Friday, June 02, 2006

Wen Ho Lee case settles on June 2

AP: Wen Ho Lee, the former nuclear weapons scientist once suspected of being a spy, settled his privacy lawsuit June 2, 2006 and will receive $1.6 million from the government and five news organizations in a case that turned into a fight over reporters' confidential sources.

The Associated Press and four other news organizations have agreed to pay Lee $750,000 as part of the settlement, which ends contempt of court proceedings against five reporters who refused to disclose the sources of their stories about the espionage investigation.

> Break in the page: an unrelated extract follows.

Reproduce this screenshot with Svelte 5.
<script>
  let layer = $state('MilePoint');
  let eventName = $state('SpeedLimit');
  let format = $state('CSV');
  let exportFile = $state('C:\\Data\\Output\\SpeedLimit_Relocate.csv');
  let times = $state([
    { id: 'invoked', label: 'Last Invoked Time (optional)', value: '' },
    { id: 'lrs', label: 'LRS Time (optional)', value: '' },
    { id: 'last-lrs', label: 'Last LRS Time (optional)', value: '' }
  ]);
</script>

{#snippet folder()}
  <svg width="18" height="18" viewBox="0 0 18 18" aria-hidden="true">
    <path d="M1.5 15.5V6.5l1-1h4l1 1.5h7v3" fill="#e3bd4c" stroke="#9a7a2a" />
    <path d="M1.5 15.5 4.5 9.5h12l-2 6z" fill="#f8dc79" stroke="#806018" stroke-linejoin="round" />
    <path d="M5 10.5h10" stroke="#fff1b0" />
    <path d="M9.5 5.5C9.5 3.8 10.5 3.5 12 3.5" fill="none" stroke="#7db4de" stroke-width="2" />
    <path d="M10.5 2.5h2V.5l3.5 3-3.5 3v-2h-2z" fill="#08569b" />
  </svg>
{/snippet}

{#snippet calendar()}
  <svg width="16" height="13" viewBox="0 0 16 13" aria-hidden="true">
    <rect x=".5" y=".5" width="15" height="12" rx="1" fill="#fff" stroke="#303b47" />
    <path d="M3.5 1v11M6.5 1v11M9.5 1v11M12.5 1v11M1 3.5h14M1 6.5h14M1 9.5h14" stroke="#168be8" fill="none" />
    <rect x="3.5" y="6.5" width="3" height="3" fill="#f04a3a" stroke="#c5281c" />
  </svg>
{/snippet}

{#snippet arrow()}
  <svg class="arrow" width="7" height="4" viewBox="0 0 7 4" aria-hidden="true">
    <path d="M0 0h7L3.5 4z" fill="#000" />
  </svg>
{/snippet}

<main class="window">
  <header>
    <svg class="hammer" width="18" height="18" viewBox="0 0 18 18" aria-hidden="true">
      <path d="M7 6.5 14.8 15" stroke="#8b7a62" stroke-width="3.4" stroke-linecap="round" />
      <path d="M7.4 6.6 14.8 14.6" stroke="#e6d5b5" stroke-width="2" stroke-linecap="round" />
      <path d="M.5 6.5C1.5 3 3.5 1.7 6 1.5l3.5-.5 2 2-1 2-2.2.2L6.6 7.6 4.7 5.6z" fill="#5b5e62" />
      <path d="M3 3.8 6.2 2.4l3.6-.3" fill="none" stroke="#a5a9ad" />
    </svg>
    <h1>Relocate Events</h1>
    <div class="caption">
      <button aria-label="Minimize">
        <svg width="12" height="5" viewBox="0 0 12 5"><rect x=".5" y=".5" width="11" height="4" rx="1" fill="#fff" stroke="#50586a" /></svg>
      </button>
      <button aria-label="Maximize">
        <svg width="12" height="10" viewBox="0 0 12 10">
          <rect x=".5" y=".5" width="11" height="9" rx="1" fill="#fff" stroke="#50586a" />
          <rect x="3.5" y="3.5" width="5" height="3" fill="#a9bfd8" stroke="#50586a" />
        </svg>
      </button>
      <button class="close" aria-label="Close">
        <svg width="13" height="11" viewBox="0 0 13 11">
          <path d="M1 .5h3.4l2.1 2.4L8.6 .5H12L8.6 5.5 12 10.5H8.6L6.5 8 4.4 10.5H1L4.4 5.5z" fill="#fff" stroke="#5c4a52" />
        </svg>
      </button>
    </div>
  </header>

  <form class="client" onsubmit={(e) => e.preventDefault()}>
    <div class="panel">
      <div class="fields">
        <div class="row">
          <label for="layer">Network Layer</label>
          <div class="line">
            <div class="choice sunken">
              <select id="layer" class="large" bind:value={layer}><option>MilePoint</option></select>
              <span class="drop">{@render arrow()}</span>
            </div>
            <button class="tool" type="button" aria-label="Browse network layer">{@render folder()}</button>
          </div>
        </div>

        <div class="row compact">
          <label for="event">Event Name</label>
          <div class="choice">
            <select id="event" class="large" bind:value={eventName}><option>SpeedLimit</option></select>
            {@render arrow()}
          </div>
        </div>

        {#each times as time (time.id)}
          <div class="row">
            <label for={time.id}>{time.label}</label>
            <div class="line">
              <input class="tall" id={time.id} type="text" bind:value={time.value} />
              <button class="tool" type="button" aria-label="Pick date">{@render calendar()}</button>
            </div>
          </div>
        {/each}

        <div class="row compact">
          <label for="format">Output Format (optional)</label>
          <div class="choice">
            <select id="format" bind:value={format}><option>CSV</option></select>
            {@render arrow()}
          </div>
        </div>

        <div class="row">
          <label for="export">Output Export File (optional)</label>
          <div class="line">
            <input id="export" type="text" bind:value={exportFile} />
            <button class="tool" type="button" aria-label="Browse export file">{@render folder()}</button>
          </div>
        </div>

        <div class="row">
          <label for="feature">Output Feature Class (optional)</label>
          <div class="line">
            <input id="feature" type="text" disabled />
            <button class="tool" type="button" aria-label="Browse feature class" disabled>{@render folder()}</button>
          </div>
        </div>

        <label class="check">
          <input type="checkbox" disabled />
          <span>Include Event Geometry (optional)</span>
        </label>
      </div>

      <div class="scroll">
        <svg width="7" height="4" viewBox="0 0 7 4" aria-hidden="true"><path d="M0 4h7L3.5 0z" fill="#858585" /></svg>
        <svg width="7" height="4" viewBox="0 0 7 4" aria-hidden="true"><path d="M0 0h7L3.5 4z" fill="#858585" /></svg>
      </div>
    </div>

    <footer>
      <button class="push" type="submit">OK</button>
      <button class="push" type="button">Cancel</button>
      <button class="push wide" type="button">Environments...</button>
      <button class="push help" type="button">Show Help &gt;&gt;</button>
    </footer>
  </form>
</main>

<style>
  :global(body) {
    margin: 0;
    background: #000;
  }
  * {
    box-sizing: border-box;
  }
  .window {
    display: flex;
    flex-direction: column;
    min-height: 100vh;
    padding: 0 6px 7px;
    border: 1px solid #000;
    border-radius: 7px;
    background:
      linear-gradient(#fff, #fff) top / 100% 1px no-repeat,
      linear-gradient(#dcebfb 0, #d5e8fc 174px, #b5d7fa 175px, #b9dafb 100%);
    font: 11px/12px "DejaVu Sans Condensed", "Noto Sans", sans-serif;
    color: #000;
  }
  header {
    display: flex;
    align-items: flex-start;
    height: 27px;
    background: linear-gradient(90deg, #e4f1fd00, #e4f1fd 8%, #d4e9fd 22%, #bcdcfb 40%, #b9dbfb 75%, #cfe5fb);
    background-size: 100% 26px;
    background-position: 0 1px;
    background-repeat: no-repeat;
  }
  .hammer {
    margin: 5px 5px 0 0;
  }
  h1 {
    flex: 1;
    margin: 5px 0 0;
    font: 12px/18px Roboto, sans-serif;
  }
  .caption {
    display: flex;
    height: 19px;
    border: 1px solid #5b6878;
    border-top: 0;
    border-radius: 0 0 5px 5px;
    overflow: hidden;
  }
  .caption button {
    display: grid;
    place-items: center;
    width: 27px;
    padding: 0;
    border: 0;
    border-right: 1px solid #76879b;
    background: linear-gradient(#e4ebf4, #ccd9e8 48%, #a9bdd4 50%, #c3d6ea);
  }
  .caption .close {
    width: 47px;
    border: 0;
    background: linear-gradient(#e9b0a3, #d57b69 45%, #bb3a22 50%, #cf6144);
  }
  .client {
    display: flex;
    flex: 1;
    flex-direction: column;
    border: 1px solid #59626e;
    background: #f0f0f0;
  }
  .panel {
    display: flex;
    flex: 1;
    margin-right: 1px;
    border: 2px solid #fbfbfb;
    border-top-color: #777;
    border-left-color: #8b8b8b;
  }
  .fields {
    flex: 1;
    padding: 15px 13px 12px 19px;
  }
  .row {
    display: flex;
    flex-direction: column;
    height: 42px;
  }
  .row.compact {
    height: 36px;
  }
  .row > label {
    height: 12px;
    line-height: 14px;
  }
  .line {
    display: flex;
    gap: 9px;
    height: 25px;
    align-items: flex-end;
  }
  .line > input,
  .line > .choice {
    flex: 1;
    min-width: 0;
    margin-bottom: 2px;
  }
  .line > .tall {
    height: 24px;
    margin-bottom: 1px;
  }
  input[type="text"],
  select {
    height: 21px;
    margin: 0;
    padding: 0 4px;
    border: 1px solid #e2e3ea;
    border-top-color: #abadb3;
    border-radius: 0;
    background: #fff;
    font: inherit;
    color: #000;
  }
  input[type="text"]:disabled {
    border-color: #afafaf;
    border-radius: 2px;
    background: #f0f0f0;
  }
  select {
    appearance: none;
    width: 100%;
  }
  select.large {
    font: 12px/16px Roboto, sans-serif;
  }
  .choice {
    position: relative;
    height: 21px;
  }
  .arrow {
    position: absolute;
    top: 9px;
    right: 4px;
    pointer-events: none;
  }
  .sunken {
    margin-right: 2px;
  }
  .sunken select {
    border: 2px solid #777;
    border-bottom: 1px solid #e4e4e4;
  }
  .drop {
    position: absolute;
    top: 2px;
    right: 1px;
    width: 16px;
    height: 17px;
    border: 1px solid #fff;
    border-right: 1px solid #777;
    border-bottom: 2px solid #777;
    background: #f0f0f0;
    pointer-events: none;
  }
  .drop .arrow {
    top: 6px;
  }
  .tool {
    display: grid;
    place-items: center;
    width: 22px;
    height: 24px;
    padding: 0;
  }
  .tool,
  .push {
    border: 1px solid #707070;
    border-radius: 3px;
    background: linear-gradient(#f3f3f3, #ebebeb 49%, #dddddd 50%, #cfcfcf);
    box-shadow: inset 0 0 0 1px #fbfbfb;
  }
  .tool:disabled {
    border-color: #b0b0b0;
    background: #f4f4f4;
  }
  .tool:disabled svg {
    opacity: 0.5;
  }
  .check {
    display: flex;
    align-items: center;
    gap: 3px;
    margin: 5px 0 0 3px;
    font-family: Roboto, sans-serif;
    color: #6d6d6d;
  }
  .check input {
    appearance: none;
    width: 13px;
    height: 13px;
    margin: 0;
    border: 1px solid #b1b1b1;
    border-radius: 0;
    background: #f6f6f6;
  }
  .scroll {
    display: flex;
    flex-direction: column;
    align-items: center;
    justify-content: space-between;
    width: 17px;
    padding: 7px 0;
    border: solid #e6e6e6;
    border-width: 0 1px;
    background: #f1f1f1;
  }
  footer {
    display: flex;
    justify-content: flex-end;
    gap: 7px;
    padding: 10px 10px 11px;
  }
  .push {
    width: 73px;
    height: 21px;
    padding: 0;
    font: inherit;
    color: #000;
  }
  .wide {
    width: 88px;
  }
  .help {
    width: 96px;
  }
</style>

Lee said of the settlement: "We are hopeful that the agreements reached today will send the strong message that government officials and journalists must and should act responsibly in discharging their duties and be sensitive to the privacy interests afforded to every citizen of this country."

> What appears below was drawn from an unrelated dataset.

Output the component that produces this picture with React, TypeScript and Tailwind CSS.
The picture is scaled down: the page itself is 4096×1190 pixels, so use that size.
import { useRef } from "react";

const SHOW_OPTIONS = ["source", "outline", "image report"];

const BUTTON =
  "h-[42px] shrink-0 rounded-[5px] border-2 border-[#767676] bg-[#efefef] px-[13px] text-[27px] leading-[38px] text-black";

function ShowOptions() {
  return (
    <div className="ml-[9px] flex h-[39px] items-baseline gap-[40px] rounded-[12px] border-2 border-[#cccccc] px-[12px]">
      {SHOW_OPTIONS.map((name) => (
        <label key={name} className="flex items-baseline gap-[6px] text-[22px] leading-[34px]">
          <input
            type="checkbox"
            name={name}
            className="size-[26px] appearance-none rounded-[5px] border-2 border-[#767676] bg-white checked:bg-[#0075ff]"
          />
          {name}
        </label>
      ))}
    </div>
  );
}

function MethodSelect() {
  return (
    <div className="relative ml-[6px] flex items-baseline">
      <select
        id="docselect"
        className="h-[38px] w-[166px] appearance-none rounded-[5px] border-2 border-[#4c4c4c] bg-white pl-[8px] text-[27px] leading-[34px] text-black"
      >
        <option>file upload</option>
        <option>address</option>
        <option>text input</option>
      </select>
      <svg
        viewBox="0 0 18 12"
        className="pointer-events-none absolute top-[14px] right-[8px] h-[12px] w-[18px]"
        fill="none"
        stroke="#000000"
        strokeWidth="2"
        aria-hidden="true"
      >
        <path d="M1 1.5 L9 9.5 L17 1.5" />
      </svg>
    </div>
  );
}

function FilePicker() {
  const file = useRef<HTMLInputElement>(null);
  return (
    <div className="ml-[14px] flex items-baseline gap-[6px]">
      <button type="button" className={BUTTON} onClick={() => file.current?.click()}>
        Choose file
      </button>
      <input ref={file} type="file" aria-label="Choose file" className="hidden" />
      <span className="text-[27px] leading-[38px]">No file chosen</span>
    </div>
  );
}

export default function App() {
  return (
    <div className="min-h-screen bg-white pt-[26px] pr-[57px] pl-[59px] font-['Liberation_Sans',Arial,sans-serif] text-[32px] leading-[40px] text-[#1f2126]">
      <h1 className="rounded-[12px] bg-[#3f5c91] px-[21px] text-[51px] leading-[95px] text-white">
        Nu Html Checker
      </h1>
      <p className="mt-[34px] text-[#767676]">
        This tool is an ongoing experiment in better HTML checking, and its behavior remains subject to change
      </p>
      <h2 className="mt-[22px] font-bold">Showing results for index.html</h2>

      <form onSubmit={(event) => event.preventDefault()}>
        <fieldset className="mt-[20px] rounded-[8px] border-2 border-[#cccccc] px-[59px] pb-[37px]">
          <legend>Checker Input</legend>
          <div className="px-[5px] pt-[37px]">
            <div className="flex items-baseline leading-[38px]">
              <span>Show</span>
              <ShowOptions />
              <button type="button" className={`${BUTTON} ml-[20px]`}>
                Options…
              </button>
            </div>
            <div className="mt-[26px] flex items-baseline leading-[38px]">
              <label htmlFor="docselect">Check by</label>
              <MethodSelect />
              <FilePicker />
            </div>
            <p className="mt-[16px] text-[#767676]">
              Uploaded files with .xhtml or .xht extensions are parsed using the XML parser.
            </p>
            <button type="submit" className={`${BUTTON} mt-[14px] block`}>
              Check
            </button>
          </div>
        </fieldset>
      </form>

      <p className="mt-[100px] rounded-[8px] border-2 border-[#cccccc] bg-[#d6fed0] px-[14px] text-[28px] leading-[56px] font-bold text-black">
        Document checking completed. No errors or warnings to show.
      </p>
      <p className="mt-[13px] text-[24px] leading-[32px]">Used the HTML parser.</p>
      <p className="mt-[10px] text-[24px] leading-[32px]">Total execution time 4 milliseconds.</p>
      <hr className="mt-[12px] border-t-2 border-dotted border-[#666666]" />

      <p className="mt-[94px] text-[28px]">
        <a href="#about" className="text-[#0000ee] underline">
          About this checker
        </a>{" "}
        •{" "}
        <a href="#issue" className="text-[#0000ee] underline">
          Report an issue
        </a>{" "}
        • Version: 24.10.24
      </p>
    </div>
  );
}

The payment by AP, The New York Times, the Los Angeles Times, The Washington Post and ABC is the only one of its kind in recent memory, and perhaps ever, legal and media experts said.

The newspapers suggested that the settlement underscores the need for a federal law that would shield reporters from having to disclose their sources.

IPBiz: a shield law to protect sources/reporters of TRUTHFUL information might be useful. There should not be a shield law to protect liars or reporters who transmit lies.

IPBiz: Recall that the Wen Ho Lee matter was brought to us by the Clinton Administration. From Bob Park's WN, 17 Dec. 1999:

It's been ten months since Wen Ho Lee was fired from his job at the weapons lab and publically fingered as the chief suspect in the leak of nuclear weapons information to China. The prime suspect since 1995, Lee was not indicted until this week--and he was not indicted for espionage. He was charged with 59 counts of downloading. He is being held without bail. Mishandling nuclear secrets is a serious offense, carrying a possible life sentence. But there is a slight whiff of something else. The strange case of Richard Jewell and the Olympic bombing in Atlanta immediately comes to mind. The only case against Jewell, it turned out, was that he matched an FBI profile. So, it would appear, does Wen Ho Lee. Others, including CIA Director John Deutch, have downloaded classified information, but they didn't fit the Cox profile.